Don’t include conda-forge in channels @KevinB - it can cause all sorts of issues. There may be some things that (for now) we need to install through pip, if they don’t have conda installers outside of conda-forge (if we still use those libs when v2 comes out, we’ll copy them to our channel to avoid the issue).

jeremy · August 30, 2019, 1:01pm

By talking here. And by going thru the notebooks and looking for things that you feel could be improved.

nareshr8 · August 30, 2019, 1:39pm

I am thinking of adding params like file_type and file_extns in the ls() method. I have done the same personally in my notebook for picking only image files. Do u think we can add this optional params to ls()?

KevinB · August 30, 2019, 2:10pm

Ok, I updated it. PR request is out there. It seems like it works for me. python 3.7+, pytorch 1.2+, no conda-forge.

I’m guessing there are probably more that we want to add, but this has worked on all the notebooks I’ve ran so far.

kdorichev · August 30, 2019, 2:37pm

Added scipy

maxim.pechyonkin · August 30, 2019, 4:20pm

Can you provide more details about what is going wrong in your case?

Also, follow up questions:

were you able to create a pull request?
were you able to instrument Git to strip your notebooks of metadata, as explained here?

nareshr8 · August 30, 2019, 4:27pm

I didn’t run the strip notebooks. However, I have forked the repo and made couple of pull requests. Going through line by line json and carefully picking the change was little difficult. I hope that strip will solve that problem. I will try and let you know.

maxim.pechyonkin · August 30, 2019, 4:28pm

From my personal experience, commits won’t be accepted if the notebooks are not stripped out. I suggest you go through the setup of nb_stripout tutorial.

nareshr8 · August 30, 2019, 4:29pm

Okay. I’ll check and redo the same

jeremy · August 30, 2019, 8:16pm

Thanks for the suggestion and the PR. Since this additional functionality benefits from what L provides, I’ve moved it to later in the NB and reimplemented it using L.

ilovescience · August 31, 2019, 1:40am

As fastai v2 is in development, I just want to comment on the ML community’s view of fastai based on my experience using it in the “wild”. It seems that fastai v2 is quite well-developed but I wanted to point out some things that may help inform development decisions.

Based on my experience, in the Kaggle community, there are two types of people: people who love fastai (like me!) and people who hate fastai.
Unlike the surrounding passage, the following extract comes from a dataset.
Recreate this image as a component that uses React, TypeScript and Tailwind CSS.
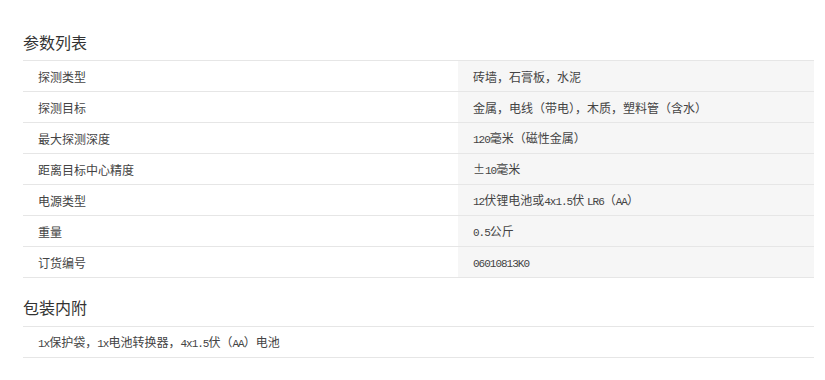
const specs: [string, string][] = [
  ["探测类型", "砖墙，石膏板，水泥"],
  ["探测目标", "金属，电线（带电），木质，塑料管（含水）"],
  ["最大探测深度", "120毫米（磁性金属）"],
  ["距离目标中心精度", "±10毫米"],
  ["电源类型", "12伏锂电池或4x1.5伏 LR6（AA）"],
  ["重量", "0.5公斤"],
  ["订货编号", "06010813K0"],
];

// latin runs are narrower than the CJK glyphs in the original, render them smaller
const Mixed = ({ text }: { text: string }) => {
  const parts = text.split(/([\x21-\x7e][\x20-\x7e]*)/);
  return (
    <span>
      {parts.map((p, i) =>
        /^[\x21-\x7e]/.test(p) ? (
          <span
            key={i}
            className="text-[11px] tracking-[-1px] font-['Liberation_Mono',monospace]"
          >
            {p}
          </span>
        ) : (
          <span key={i}>{p}</span>
        )
      )}
    </span>
  );
};

export default function App() {
  return (
    <div className="w-[825px] h-[380px] bg-white text-[#333] font-['Noto_Sans_CJK_SC',sans-serif]">
      <div className="ml-[23px] w-[791px]">
        {/* Specs */}
        <h3 className="pt-[31px] mb-[7px] text-[16px] leading-[22px] font-normal text-[#333]">
          参数列表
        </h3>
        <div className="border-t border-[#e6e6e6]">
          {specs.map(([label, value]) => (
            <div
              key={label}
              className="flex h-[31px] border-b border-[#e6e6e6] text-[12px] text-[#444]"
            >
              <div className="w-[435px] flex items-center pl-[15px] pt-[2px]">
                <Mixed text={label} />
              </div>
              <div className="flex-1 flex items-center pl-[15px] pt-[2px] bg-[#f6f6f6]">
                <Mixed text={value} />
              </div>
            </div>
          ))}
        </div>

        {/* In the box */}
        <h3 className="mt-[18px] mb-[8px] text-[16px] leading-[22px] font-normal text-[#333]">
          包装内附
        </h3>
        <div className="border-t border-[#e6e6e6]">
          <div className="flex items-center h-[31px] border-b border-[#e6e6e6] pl-[15px] pt-[2px] text-[12px] text-[#444]">
            <Mixed text="1x保护袋，1x电池转换器，4x1.5伏（AA）电池" />
          </div>
        </div>
      </div>
    </div>
  );
}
I was surprised to see some of the hostility and disdain people had towards fastai. As an example of this, check this discussion post. This post is just one example.
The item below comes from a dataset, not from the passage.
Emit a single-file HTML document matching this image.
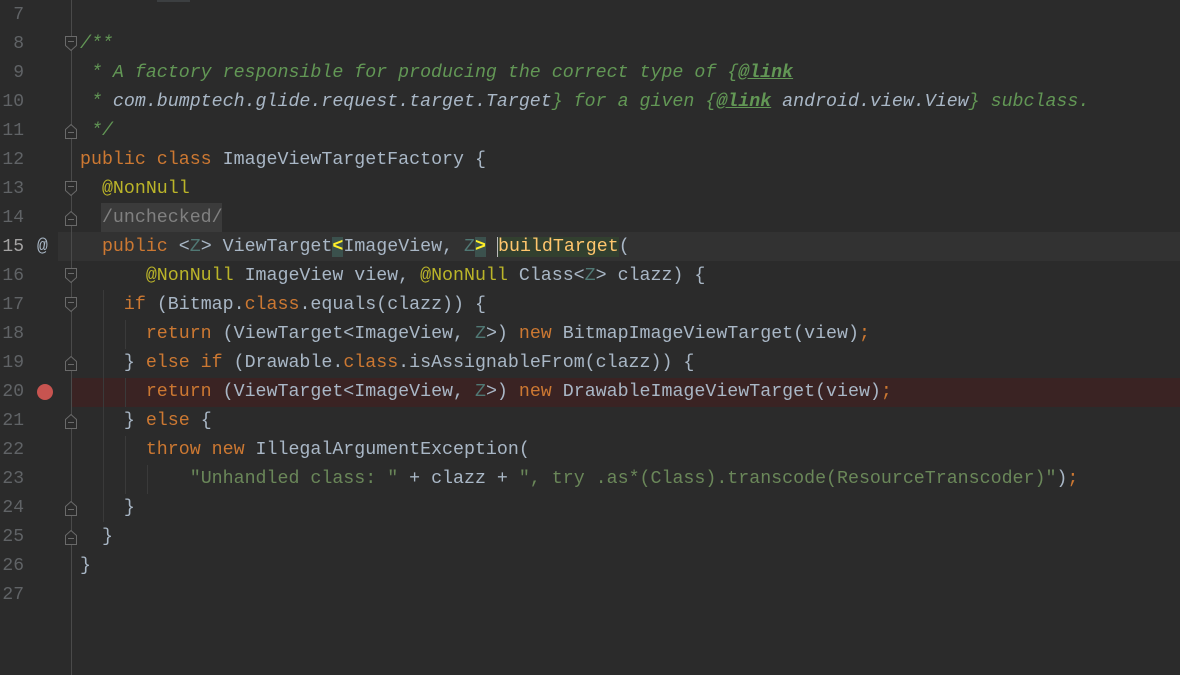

I think people have a couple major issues with fastai that prevents them from using it:

Fastai is not flexible enough for using in Kaggle competitions. This seems to be the biggest problem people have with fastai. People are put off by all of the undocumented defaults, and how everything needs to be packed into fastai classes to benefit from fastai.
Fastai is poorly documented. Honestly, I kind of agree with this. And I understand why: fastai is maintained by just three people, and the rest is done by the community, with individuals working on this during their free time.
Fastai has a poor codebase that changes rapidly. It’s definitely difficult for people to have to keep migrating from one version of the library to another, especially when the library is not backward-compatible. In fact, within one year, two completely different versions of the library will have been released (v1 and v2). This can also put off a lot of folks from using the library.

What are the solutions behind this?

I think the key here is the documentation. There definitely needs to be a focus on improving the documentation. But there shouldn’t be just documentation regarding how to use the functions or classes. There should also be information about undocumented constants and settings. For example, I don’t think many people realize TTA only uses crop_pad, flip_lr, dihedral, and zoom transforms. Or that cnn_learner adds a custom head that has its own defaults. These are things that need to be more thoroughly explained. By providing this information, it allows others to change things more easily.

In addition, the documentation should also better demonstrate how PyTorch can be used with fastai. for example, some people prefer not to use the data_block API and rather use their own PyTorch dataset. But many don’t realize it’s easy to package PyTorch Datasets into a DataBunch, and use with a fastai Learner and take advantage of fastai’s amazing training routines. Documentation on this could also be helpful.

Finally, fastai should preferably be backward-compatible. I know there are many aspects of the library that need to be changed significantly to improve the library, but it is definitely desirable to keep the API as similar as possible.

Anyway, this is just my opinion after reading others’ opinions about fastai in the Kaggle community. I think it would great for more and more people to adopt fastai as their primary deep learning library.

Nevertheless, it is amazing how much success the fastai library has achieved and I am glad to be using and contributing to this library.